Why it Matters

The federal government distributes billions of dollars annually to American airports through the Airport Improvement Program, yet the agency responsible for tracking how that money is collected and spent cannot reliably confirm whether airports are even filing their required financial reports on time.

A new review by the Government Accountability Office finds that the Federal Aviation Administration lacks the internal controls needed to ensure the accuracy and timeliness of airport financial reporting. The gap leaves researchers, policymakers, and the public working with data that may be incomplete or unreliable.

The Reporting Requirement

Roughly 500 airports across the United States are required each year to submit financial data to the FAA detailing how they collect and spend funds. The FAA's Airport Financial Reporting Program, governed by federal statute and guided by FAA Advisory Circular 150/5100-19, is the mechanism through which the federal government maintains visibility into the financial health of the nation's airport infrastructure.

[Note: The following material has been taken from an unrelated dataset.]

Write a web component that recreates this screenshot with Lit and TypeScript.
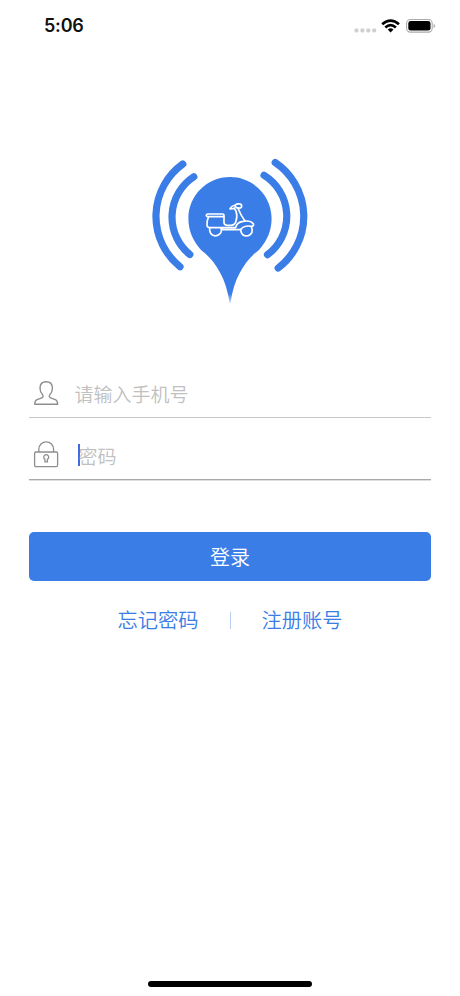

The data is not just a bureaucratic exercise. Industry associations, academic researchers, and aviation policy analysts rely on it to assess airport financial performance, benchmark operations, and inform investment decisions. When the underlying data is of poor quality or submitted late (or when the FAA cannot track whether it arrived on time), the downstream analysis built on that foundation becomes questionable.

Tracking Failures

The GAO found that most airports subject to the requirement did, in fact, submit their financial data to the FAA. The report identified a more structural problem: the FAA has difficulty tracking whether airports submitted their data on time.

Compliance with a reporting requirement isn't just about whether a submission eventually arrives; it is about whether the agency receiving it has the tools to monitor timeliness, flag delinquencies, and enforce standards. Without those controls, the FAA's airport financial data collection becomes a passive intake system rather than an active accountability mechanism.

FAA Airport Data Quality: A System Without Guardrails

The core critique embedded in the GAO report centers on process design. The FAA currently lacks adequate internal controls over its airport financial data submission system. In practice, that means the agency cannot systematically verify that data submitted by airports meets quality standards, nor can it reliably determine when submissions are overdue.

Aviation financial compliance depends on the FAA being able to do more than just receive files. It requires the agency to validate what it receives and follow up when something is missing or wrong.

The GAO's mandate is to identify exactly these kinds of gaps: situations where federal programs operate without the oversight infrastructure needed to ensure they are working as intended. The airport reporting requirements exist in statute, but a legal obligation to report means little if the receiving agency cannot track whether the obligation is being met.

What Gets Lost Without Reliable Airport Financial Reporting

Stakeholders who rely on FAA airport financial data to analyze financial performance are working with a dataset that, by the GAO's own assessment, lacks quality controls. Research conclusions drawn from incomplete or late data may misrepresent the financial condition of individual airports or the sector as a whole.

For policymakers weighing infrastructure investment decisions (particularly relevant as Congress continues to debate aviation funding priorities) unreliable airport financial data creates a blind spot at the exact moment when accurate information is most needed. The Airport Improvement Program channels federal dollars to airports based in part on assessments of need and capacity. If the financial data informing those assessments is not trustworthy, the allocation decisions downstream may be similarly flawed.

Aviation Financial Compliance Requires More Than a Submission Box

Implementing controls to improve data quality would mean, at minimum, establishing mechanisms to track submission deadlines, flag late or missing filings, and validate the accuracy of data once received. These are standard elements of any compliance monitoring program. The fact that the FAA's airport financial reporting infrastructure lacks them is the central finding the GAO wants addressed.

The Bottom Line

The GAO report arrives at a moment when scrutiny of federal agency data management is running high. Across multiple sectors, Congress and watchdog bodies have raised concerns about whether federal agencies are collecting data in ways that allow for meaningful oversight. The FAA, which oversees the safety and financial compliance of the nation's aviation infrastructure, is not immune to those concerns.

The airport financial reporting program is not a small or obscure corner of federal aviation policy. It touches roughly 500 airports, generates data used by a wide range of public and private stakeholders, and is tied to a federal grant program that distributes significant public funds. Ensuring the FAA has the tools to know when the data isn't right is an accountability expectation.